Our four stars illustrate the four possible fates of the stars: black holes, neutron stars, white dwarfs, and red dwarfs. The Sun will end its life as a hot-but-faint white dwarf, an object no larger than the earth, and like a dying ember in a campfire it will gradually cool off and fade into blackness. Space is littered with such dead suns.



In its death throes, five billion years from now, the Sun will engulf Mercury, broil Venus, and wipe every vestige of life off the earth. Alnilam will go much more violently; if it has planets, they will be vaporized by the supernova. In both cases, though, an expanding cloud of gas will be flung into space. This cloud will be rich in heavy elements, and there would be no such thing as iron atoms floating through space were it not for stars like Alnilam that create them in their central furnaces.

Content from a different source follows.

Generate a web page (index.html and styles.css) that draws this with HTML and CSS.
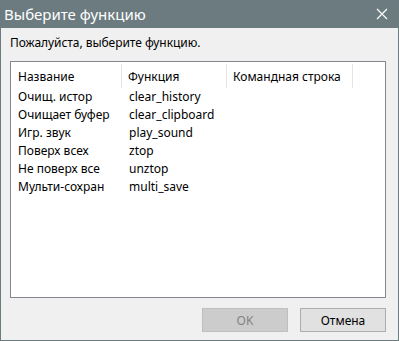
FILE: index.html
```html
<!DOCTYPE html>
<html lang="ru">
<head>
<meta charset="utf-8">
<title>Выберите функцию</title>
<link rel="stylesheet" href="styles.css">
</head>
<body>
<div class="window">
  <div class="titlebar">
    <span class="title">Выберите функцию</span>
    <span class="close">
      <svg width="12" height="12" viewBox="0 0 12 12"><path d="M1 1 L11 11 M11 1 L1 11" stroke="#ffffff" stroke-width="1.2" fill="none"/></svg>
    </span>
  </div>
  <div class="content">
    <div class="prompt">Пожалуйста, выберите функцию.</div>
    <div class="listbox">
      <div class="row header">
        <div class="cell c1 hd">Название</div>
        <div class="cell c2 hd">Функция</div>
        <div class="cell c3 hd">Командная строка</div>
      </div>
      <div class="row"><div class="cell c1">Очищ. истор</div><div class="cell c2">clear_history</div></div>
      <div class="row"><div class="cell c1">Очищает буфер</div><div class="cell c2">clear_clipboard</div></div>
      <div class="row"><div class="cell c1">Игр. звук</div><div class="cell c2">play_sound</div></div>
      <div class="row"><div class="cell c1">Поверх всех</div><div class="cell c2">ztop</div></div>
      <div class="row"><div class="cell c1">Не поверх все</div><div class="cell c2">unztop</div></div>
      <div class="row"><div class="cell c1">Мульти-сохран</div><div class="cell c2">multi_save</div></div>
    </div>
    <div class="buttons">
      <button class="btn disabled" disabled>OK</button>
      <button class="btn">Отмена</button>
    </div>
  </div>
</div>
</body>
</html>
```
FILE: styles.css
```css
html, body {
  margin: 0;
  padding: 0;
  background: #f0f0f0;
}
.window {
  width: 399px;
  height: 341px;
  box-sizing: border-box;
  border: 1px solid #6b7b7f;
  border-top: none;
  background: #f0f0f0;
  display: flex;
  flex-direction: column;
  font-family: "Noto Sans", "Open Sans", sans-serif;
  font-size: 12px;
  color: #000;
}
.titlebar {
  height: 28px;
  margin: 0 -1px;
  background: #6b7b7f;
  display: flex;
  align-items: center;
  justify-content: space-between;
  padding: 0 11px 0 4px;
}
.title {
  color: #ffffff;
  font-size: 15px;
  line-height: 28px;
}
.close {
  display: flex;
  align-items: center;
}
.content {
  flex: 1;
  display: flex;
  flex-direction: column;
  padding: 7px 12px 0 9px;
}
.prompt {
  line-height: 16px;
  height: 16px;
  letter-spacing: -0.05px;
}
.listbox {
  margin-top: 10px;
  width: 376px;
  height: 237px;
  box-sizing: border-box;
  border: 1px solid #828790;
  background: #ffffff;
}
.row {
  display: flex;
  height: 18px;
  align-items: center;
}
.row.header {
  height: 26px;
  align-items: flex-start;
}
.cell {
  padding-left: 7px;
  box-sizing: border-box;
  white-space: nowrap;
  line-height: 18px;
}
.c1 { width: 111px; }
.c2 { width: 105px; }
.c3 { width: 126px; }
.hd {
  border-right: 1px solid #e5e5e5;
  margin-top: 2px;
  height: 24px;
  padding-top: 4px;
  line-height: 18px;
  padding-left: 6px;
}
.hd.c1 { padding-left: 7px; }
.buttons {
  display: flex;
  justify-content: flex-end;
  gap: 12px;
  margin-top: 10px;
}
.btn {
  width: 86px;
  height: 24px;
  box-sizing: border-box;
  border: 1px solid #adadad;
  background: #e1e1e1;
  font-family: inherit;
  font-size: 12px;
  color: #000;
  padding: 0;
}
.btn.disabled {
  background: #cccccc;
  border-color: #bfbfbf;
  color: #838383;
}
```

Stars form from these cold, dark clouds, and so do any planets that form around the stars. The Sun and its planets are second-generation products of our Galaxy, and much of the material that went into making the Sun, the earth, and you was once in the center of some distant and long-dead Alnilam. The theme begun by those distant stars has been picked up by the present generation, and five billion years from now, the Sun in turn will return some of its products to space. Sometime after that, the cycle will begin anew.

Resources

Periodicals

Kaler, James B., "The Brightest Stars in the Galaxy." Astronomy (May 1991): 31.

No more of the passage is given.